Throughout that week, we were offered fresh and engaging signs of the ministry of Christ as he invites us to the banquet, as he invites us into the Kingdom – works that are little glimpses or snatches of what the Kingdom of Heaven is like.

This morning’s Eucharist, and the barbecue we are sharing afterwards, should, in their own ways, be glimpses of, snatches, of the heavenly banquet.

And this afternoon, this evening, whenever you go home after the barbecue, I challenge you to think of three places, three gifts in God’s creation, that offer you glimpses of the Kingdom of Heaven, and to think of three actions that for you symbolise Christ’s invitation into the Kingdom of Heaven.

Give thanks for these pearls beyond price, and share them with someone you love and cherish.

And so, may all we think, say and do be to the praise, honour and glory of God, + Father, Son and Holy Spirit, Amen.

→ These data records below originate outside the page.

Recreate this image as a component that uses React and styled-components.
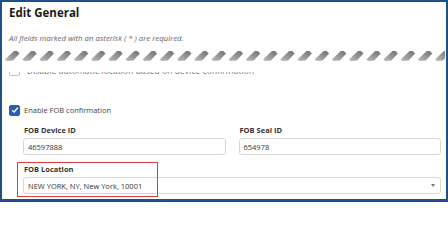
import React from "react";
import styled, { createGlobalStyle } from "styled-components";

const GlobalStyle = createGlobalStyle`
  html, body {
    margin: 0;
    padding: 0;
    background: #ffffff;
  }
  body {
    font-family: "Open Sans", "Noto Sans", sans-serif;
    color: #333;
  }
`;

const Frame = styled.div`
  width: 448px;
  height: 202px;
  box-sizing: border-box;
  border: 2px solid #1f4f8c;
  border-bottom-width: 3px;
  background: #fff;
  display: flex;
  flex-direction: column;
  overflow: hidden;
`;

const Title = styled.h2`
  margin: 0;
  padding-left: 7px;
  height: 21px;
  line-height: 21px;
  font-size: 11.5px;
  font-weight: 700;
  color: #1a1a1a;
`;

const Note = styled.p`
  margin: 10px 0 0;
  padding-left: 7px;
  height: 10px;
  line-height: 10px;
  font-size: 7.8px;
  font-style: italic;
  color: #666;
  span {
    color: #e0303a;
  }
`;

const Tear = styled.svg`
  display: block;
  margin: 6px 0 0 3px;
  width: 440px;
  height: 13px;
`;

/* the row cut by the tear: only the foot of its letters shows */
const CutRow = styled.div`
  margin-top: 10px;
  height: 8px;
  overflow: hidden;
`;

const CutInner = styled.div`
  margin-top: -8px;
  padding-left: 7px;
  display: flex;
  align-items: center;
  gap: 7px;
  font-size: 8.2px;
  letter-spacing: 0.2px;
  color: #777;
  line-height: 13px;
`;

const CheckRow = styled.label`
  margin-top: 24px;
  padding-left: 7px;
  height: 12px;
  display: flex;
  align-items: center;
  gap: 4px;
  font-size: 7.5px;
  color: #444;
`;

const Box = styled.span`
  width: 11px;
  height: 11px;
  flex: none;
  box-sizing: border-box;
  border-radius: 2px;
  display: flex;
  align-items: center;
  justify-content: center;
  background: ${(p) => (p.$checked ? "#2b5fb4" : "#fff")};
  border: 1px solid ${(p) => (p.$checked ? "#2b5fb4" : "#b9c3d3")};
`;

const Fields = styled.div`
  margin-top: 9px;
  padding: 0 5px 0 21px;
  display: grid;
  grid-template-columns: 1fr 1fr;
  column-gap: 13px;
  row-gap: 9px;
`;

const Field = styled.div`
  position: relative;
  grid-column: ${(p) => (p.$wide ? "1 / span 2" : "auto")};
  display: flex;
  flex-direction: column;
  gap: 2px;
`;

const Label = styled.div`
  height: 11px;
  line-height: 11px;
  padding-left: 1px;
  font-size: 7.5px;
  font-weight: 700;
  color: #333;
`;

const Input = styled.div`
  height: 17px;
  box-sizing: border-box;
  border: 1px solid #d8d8d8;
  border-radius: 3px;
  padding: 0 5px 0 4px;
  display: flex;
  align-items: center;
  justify-content: space-between;
  font-size: 7.5px;
  color: #333;
  background: #fff;
`;

const Caret = styled.span`
  width: 0;
  height: 0;
  border-left: 2.5px solid transparent;
  border-right: 2.5px solid transparent;
  border-top: 3px solid #777;
`;

const Highlight = styled.div`
  position: absolute;
  left: -6px;
  top: -2px;
  width: 141px;
  height: 35px;
  box-sizing: border-box;
  border: 1.5px solid #e2393c;
  pointer-events: none;
`;

const TornEdge = () => {
  const teeth = Array.from({ length: 26 }, (_, i) => i * 17.2);
  return (
    <Tear viewBox="0 0 440 13">
      <defs>
        <linearGradient id="tg" x1="0" y1="1" x2="1" y2="0">
          <stop offset="0" stopColor="#bdbdbd" />
          <stop offset="1" stopColor="#6f6f6f" />
        </linearGradient>
        <filter id="soft">
          <feGaussianBlur stdDeviation="0.45" />
        </filter>
      </defs>
      <g filter="url(#soft)">
        {teeth.map((x) => (
          <polygon
            key={x}
            points={`${x},10.5 ${x + 9},2 ${x + 12},2 ${x + 14.5},4.5 ${x + 8},11.5 ${x + 2},12`}
            fill="url(#tg)"
          />
        ))}
      </g>
    </Tear>
  );
};

export default function App() {
  return (
    <>
      <GlobalStyle />
      <Frame>
        <Title>Edit General</Title>
        <Note>
          All fields marked with an asterisk ( <span>*</span> ) are required.
        </Note>
        <TornEdge />
        <CutRow>
          <CutInner>
            <Box />
            Disable automatic location based on device confirmation
          </CutInner>
        </CutRow>
        <CheckRow>
          <Box $checked>
            <svg width="8" height="8" viewBox="0 0 8 8">
              <path d="M1.2 4.2 L3.1 6 L6.8 1.8" fill="none" stroke="#fff" strokeWidth="1.4" />
            </svg>
          </Box>
          Enable FOB confirmation
        </CheckRow>
        <Fields>
          <Field>
            <Label>FOB Device ID</Label>
            <Input>46597888</Input>
          </Field>
          <Field>
            <Label>FOB Seal ID</Label>
            <Input>654978</Input>
          </Field>
          <Field $wide>
            <Label>FOB Location</Label>
            <Input>
              NEW YORK, NY, New York, 10001
              <Caret />
            </Input>
            <Highlight />
          </Field>
        </Fields>
      </Frame>
    </>
  );
}
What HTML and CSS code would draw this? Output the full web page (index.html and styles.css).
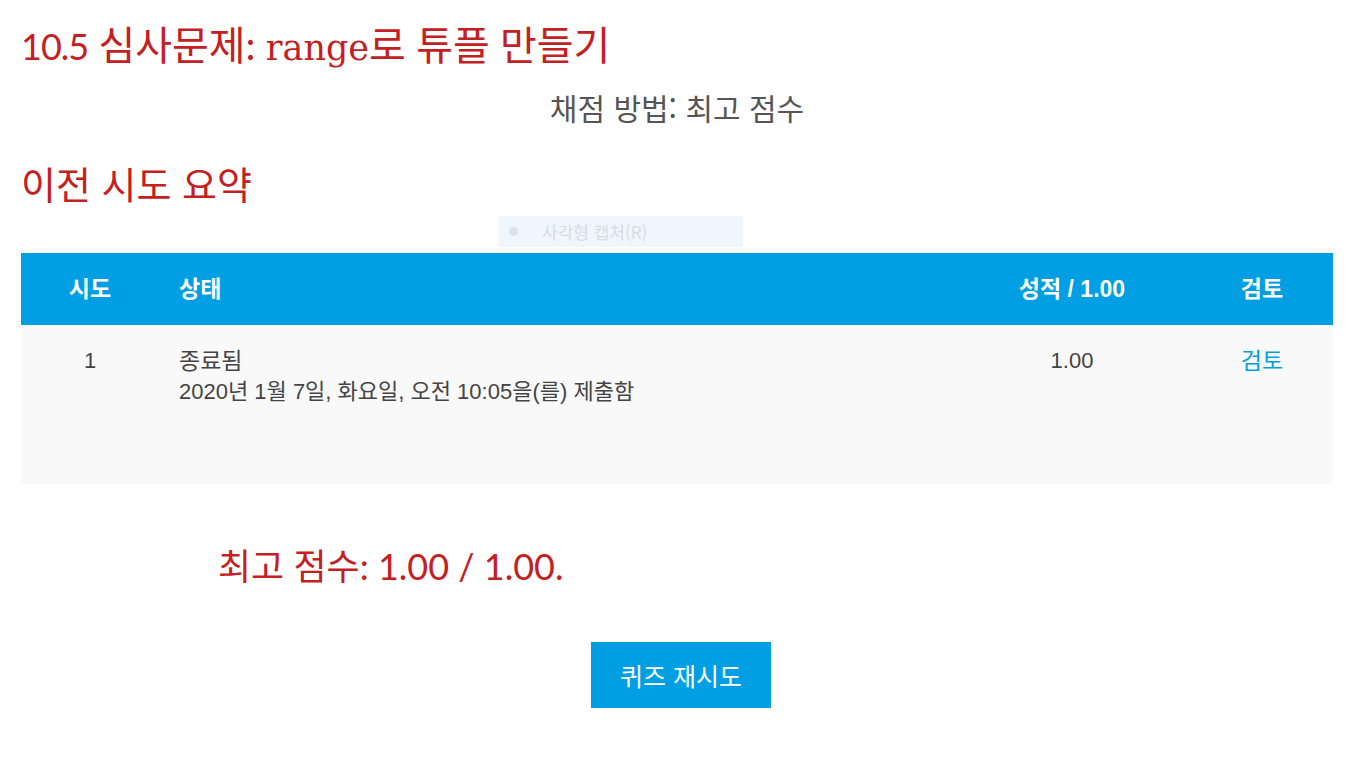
FILE: index.html
```html
<!DOCTYPE html>
<html lang="ko">
<head>
<meta charset="utf-8">
<title>10.5 심사문제: range로 튜플 만들기</title>
<link rel="stylesheet" href="styles.css">
</head>
<body>
<div class="page">
  <h2 class="title"><span class="num">10.5</span> 심사문제: <span class="slab">range</span>로 튜플 만들기</h2>
  <p class="method">채점 방법: 최고 점수</p>
  <h3 class="summary">이전 시도 요약</h3>
  <div class="capture"><span class="dot"></span><span>사각형 캡처(R)</span></div>
  <div class="table">
    <div class="row head">
      <div class="cell c">시도</div>
      <div class="cell l">상태</div>
      <div class="cell c">성적 / 1.00</div>
      <div class="cell c">검토</div>
    </div>
    <div class="row body">
      <div class="cell c">1</div>
      <div class="cell l">
        <div class="state">종료됨</div>
        <div class="date">2020년 1월 7일, 화요일, 오전 10:05을(를) 제출함</div>
      </div>
      <div class="cell c">1.00</div>
      <div class="cell c"><a class="link" href="#">검토</a></div>
    </div>
  </div>
  <h3 class="best">최고 점수: 1.00 / 1.00.</h3>
  <div class="actions"><button class="btn">퀴즈 재시도</button></div>
</div>
</body>
</html>
```

FILE: styles.css
```css
* { box-sizing: border-box; }
html, body { margin: 0; padding: 0; background: #fff; }
body {
  font-family: "Liberation Sans", "Noto Sans CJK KR", sans-serif;
  color: #444;
}
.page {
  padding: 20px 20px 0 21px;
  position: relative;
}
.title {
  margin: 0;
  font-family: Lato, "Noto Sans CJK KR", sans-serif;
  font-weight: 400;
  font-size: 40px;
  line-height: 50px;
  color: #c4201f;
}
.title .num {
  font-size: 36px;
  letter-spacing: -1px;
}
.slab {
  font-family: "DejaVu Serif", serif;
  font-size: 35px;
}
.method {
  margin: 14px 0 0;
  text-align: center;
  font-family: "Noto Sans CJK KR", sans-serif;
  font-size: 30px;
  line-height: 40px;
  color: #555;
}
.summary {
  margin: 31px 0 0;
  font-family: "Noto Sans CJK KR", sans-serif;
  font-weight: 400;
  font-size: 38px;
  line-height: 50px;
  color: #c4201f;
}
.capture {
  position: absolute;
  left: 499px;
  top: 216px;
  width: 244px;
  height: 31px;
  background: #eff6fd;
  display: flex;
  align-items: center;
  gap: 24px;
  padding-left: 10px;
  font-family: "Noto Sans CJK KR", sans-serif;
  font-size: 17px;
  color: #d6dde4;
}
.capture .dot {
  width: 9px;
  height: 9px;
  border-radius: 50%;
  background: #dde2e6;
}
.table {
  margin-top: 45px;
  width: 1312px;
}
.row {
  display: grid;
  grid-template-columns: 138px 1fr 238px 142px;
}
.head {
  background: #009fe3;
  height: 72px;
  padding-bottom: 4px;
  align-items: center;
  color: #fff;
  font-weight: 700;
  font-size: 23px;
}
.body {
  background: #f9f9f9;
  height: 159px;
  align-items: start;
  padding-top: 21px;
  font-size: 22px;
  color: #444;
}
.cell.c { text-align: center; }
.cell.l { padding-left: 20px; }
.body .cell { line-height: 30px; }
.state { font-size: 23px; line-height: 30px; }
.date {
  margin-top: 3px;
  font-size: 22px;
  line-height: 26px;
}
.link { color: #009fe3; text-decoration: none; font-size: 23px; }
.best {
  margin: 57px 0 0 197px;
  font-family: Lato, "Noto Sans CJK KR", sans-serif;
  font-weight: 400;
  font-size: 36px;
  line-height: 50px;
  color: #c4201f;
}
.actions {
  margin-top: 51px;
  padding-left: 8px;
  display: flex;
  justify-content: center;
}
.btn {
  width: 180px;
  height: 66px;
  border: 0;
  background: #009fe3;
  color: #fff;
  font-family: "Liberation Sans", "Noto Sans CJK KR", sans-serif;
  font-size: 25px;
  padding: 0;
}
```
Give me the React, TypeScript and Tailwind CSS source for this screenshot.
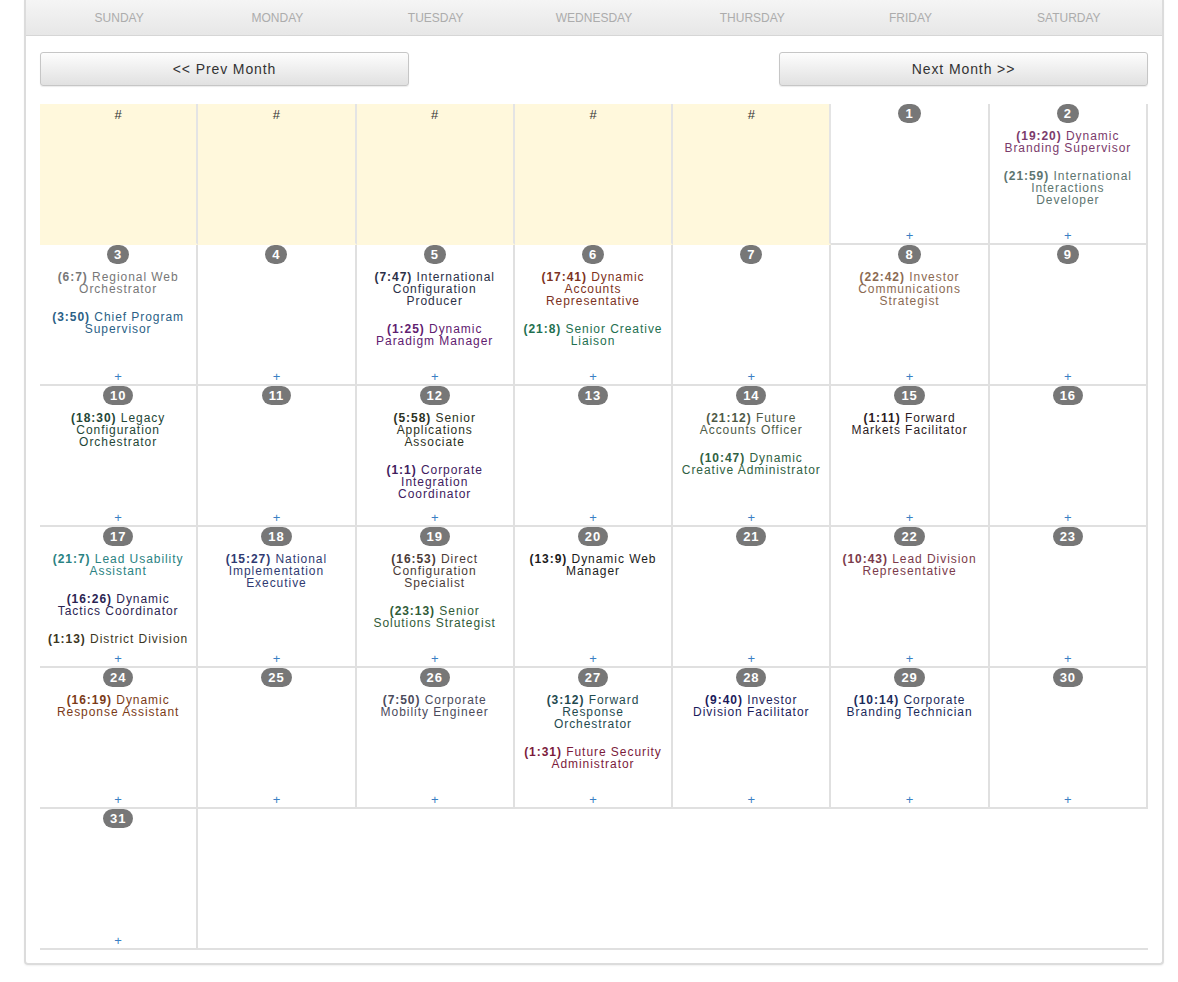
import React from 'react';

type CalEvent = { time: string; lines: string[]; color: string };
type Day = { n: number | null; events: CalEvent[] };

const DAY_NAMES = ['Sunday', 'Monday', 'Tuesday', 'Wednesday', 'Thursday', 'Friday', 'Saturday'];

const EVENTS: Record<number, CalEvent[]> = {
  2: [
    { time: '19:20', lines: ['Dynamic', 'Branding Supervisor'], color: '#7b3b6b' },
    { time: '21:59', lines: ['International', 'Interactions', 'Developer'], color: '#5d7570' },
  ],
  3: [
    { time: '6:7', lines: ['Regional Web', 'Orchestrator'], color: '#777777' },
    { time: '3:50', lines: ['Chief Program', 'Supervisor'], color: '#2b5f86' },
  ],
  5: [
    { time: '7:47', lines: ['International', 'Configuration', 'Producer'], color: '#2b3047' },
    { time: '1:25', lines: ['Dynamic', 'Paradigm Manager'], color: '#5f2070' },
  ],
  6: [
    { time: '17:41', lines: ['Dynamic', 'Accounts', 'Representative'], color: '#7c3222' },
    { time: '21:8', lines: ['Senior Creative', 'Liaison'], color: '#1e7050' },
  ],
  8: [{ time: '22:42', lines: ['Investor', 'Communications', 'Strategist'], color: '#8b6a52' }],
  10: [{ time: '18:30', lines: ['Legacy', 'Configuration', 'Orchestrator'], color: '#244636' }],
  12: [
    { time: '5:58', lines: ['Senior', 'Applications', 'Associate'], color: '#2b3122' },
    { time: '1:1', lines: ['Corporate', 'Integration', 'Coordinator'], color: '#40205e' },
  ],
  14: [
    { time: '21:12', lines: ['Future', 'Accounts Officer'], color: '#4e5a47' },
    { time: '10:47', lines: ['Dynamic', 'Creative Administrator'], color: '#2f6142' },
  ],
  15: [{ time: '1:11', lines: ['Forward', 'Markets Facilitator'], color: '#2b1a22' }],
  17: [
    { time: '21:7', lines: ['Lead Usability', 'Assistant'], color: '#2a8282' },
    { time: '16:26', lines: ['Dynamic', 'Tactics Coordinator'], color: '#2b2452' },
    { time: '1:13', lines: ['District Division'], color: '#3b3622' },
  ],
  18: [{ time: '15:27', lines: ['National', 'Implementation', 'Executive'], color: '#303b72' }],
  19: [
    { time: '16:53', lines: ['Direct', 'Configuration', 'Specialist'], color: '#4b3b37' },
    { time: '23:13', lines: ['Senior', 'Solutions Strategist'], color: '#305b37' },
  ],
  20: [{ time: '13:9', lines: ['Dynamic Web', 'Manager'], color: '#1b1b1b' }],
  22: [{ time: '10:43', lines: ['Lead Division', 'Representative'], color: '#7b3b4b' }],
  24: [{ time: '16:19', lines: ['Dynamic', 'Response Assistant'], color: '#7b3b17' }],
  26: [{ time: '7:50', lines: ['Corporate', 'Mobility Engineer'], color: '#4b4b5b' }],
  27: [
    { time: '3:12', lines: ['Forward', 'Response', 'Orchestrator'], color: '#1f4a4f' },
    { time: '1:31', lines: ['Future Security', 'Administrator'], color: '#7b1b3b' },
  ],
  28: [{ time: '9:40', lines: ['Investor', 'Division Facilitator'], color: '#1b1b5b' }],
  29: [{ time: '10:14', lines: ['Corporate', 'Branding Technician'], color: '#1b2b5b' }],
};

const days: Day[] = [
  ...Array.from({ length: 5 }, () => ({ n: null, events: [] })),
  ...Array.from({ length: 31 }, (_, i) => ({ n: i + 1, events: EVENTS[i + 1] || [] })),
];

const EventItem = ({ ev }: { ev: CalEvent }) => (
  <div className="text-center text-[12px] leading-[12px] tracking-[0.95px] whitespace-nowrap" style={{ color: ev.color }}>
    <span className="font-bold">({ev.time})</span> {ev.lines[0]}
    {ev.lines.slice(1).map((l, i) => (
      <div key={i}>{l}</div>
    ))}
  </div>
);

const DayCell = ({ day }: { day: Day }) => {
  if (day.n === null) {
    return (
      <div className="h-[141px] bg-[#fff8dc] border-r-2 border-b-2 border-r-[#e4e4e4] border-b-transparent flex justify-center">
        <div className="h-[19px] leading-[22px] text-[13px] text-[#333]">#</div>
      </div>
    );
  }
  return (
    <div className="h-[141px] border-r-2 border-b-2 border-[#e0e0e0] flex flex-col items-center">
      <div className="h-[19px] min-w-[20px] px-[7px] rounded-full bg-[#777] text-white text-[13px] font-bold leading-[19px] tracking-[0.9px] text-center">
        {day.n}
      </div>
      <div className="mt-[7px] flex flex-col gap-4">
        {day.events.map((ev, i) => (
          <EventItem key={i} ev={ev} />
        ))}
      </div>
      <div className="mt-auto pb-[1px] text-[13px] leading-[12px] text-[#3b7fc4]">+</div>
    </div>
  );
};

const NavButton = ({ label }: { label: string }) => (
  <button className="w-[369px] h-[34px] rounded-[3px] border border-[#c6c6c6] bg-linear-to-b from-[#fdfdfd] to-[#e1e1e1] shadow-[0_1px_1px_rgba(0,0,0,0.08)] text-[14px] tracking-[0.9px] text-[#333]">
    {label}
  </button>
);

const App = () => {
  return (
    <div className="min-h-[982px] bg-white" style={{ fontFamily: '"Liberation Sans", Arial, sans-serif' }}>
      <div className="ml-[24px] w-[1140px] border-2 border-t-0 border-[#dcdcdc] rounded-b-[4px] shadow-[0_1px_2px_rgba(0,0,0,0.06)] pb-[13px]">
        <div className="h-[36px] bg-linear-to-b from-[#f5f5f5] to-[#e7e7e7] border-b border-[#d6d6d6] px-[14px]">
          <div className="w-[1108px] grid grid-cols-7">
            {DAY_NAMES.map((d) => (
              <div key={d} className="text-center uppercase text-[12px] leading-[36px] text-[#acacac]">
                {d}
              </div>
            ))}
          </div>
        </div>
        <div className="px-[14px]">
          <div className="w-[1108px] mt-[16px] flex justify-between">
            <NavButton label="<< Prev Month" />
            <NavButton label="Next Month >>" />
          </div>
          <div className="w-[1108px] mt-[18px] grid grid-cols-7">
            {days.map((d, i) => (
              <DayCell key={i} day={d} />
            ))}
            <div className="col-span-6 border-b-2 border-[#e0e0e0]" />
          </div>
        </div>
      </div>
    </div>
  );
};

export default App;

On the Backs in Cambridge at Sidney Sussex College Boathouse (Photograph: Patrick Comerford)

Collect:

Lord of all power and might,
the author and giver of all good things:
Graft in our hearts the love of your name,
increase in us true religion,
nourish us with all goodness,
and of your great mercy keep us in the same;
through Jesus Christ our Lord.

Post-Communion Prayer:

Lord God,
whose Son is the true vine and the source of life,
ever giving himself that the world may live:
May we so receive within ourselves
the power of his death and passion
that, in his saving cup,
we may share his glory and be made perfect in his love;
for he is alive and reigns with you and the Holy Spirit,
now and for ever.

Christ ‘is the true vine and the source of life, ever giving himself that the world may live’ … an icon of Christ the True Vine in the parish church in Piskopianó in Crete (Photograph: Patrick Comerford, 2017)

(Revd Canon Professor) Patrick Comerford is Priest-in-Charge of the Rathkeale and Kilnaughtin Group of Parishes in the Diocese of Limerick, Killaloe and Ardfert. This sermon was prepared for the United Parish Eucharist in Askeaton on Sunday 30 July 2017.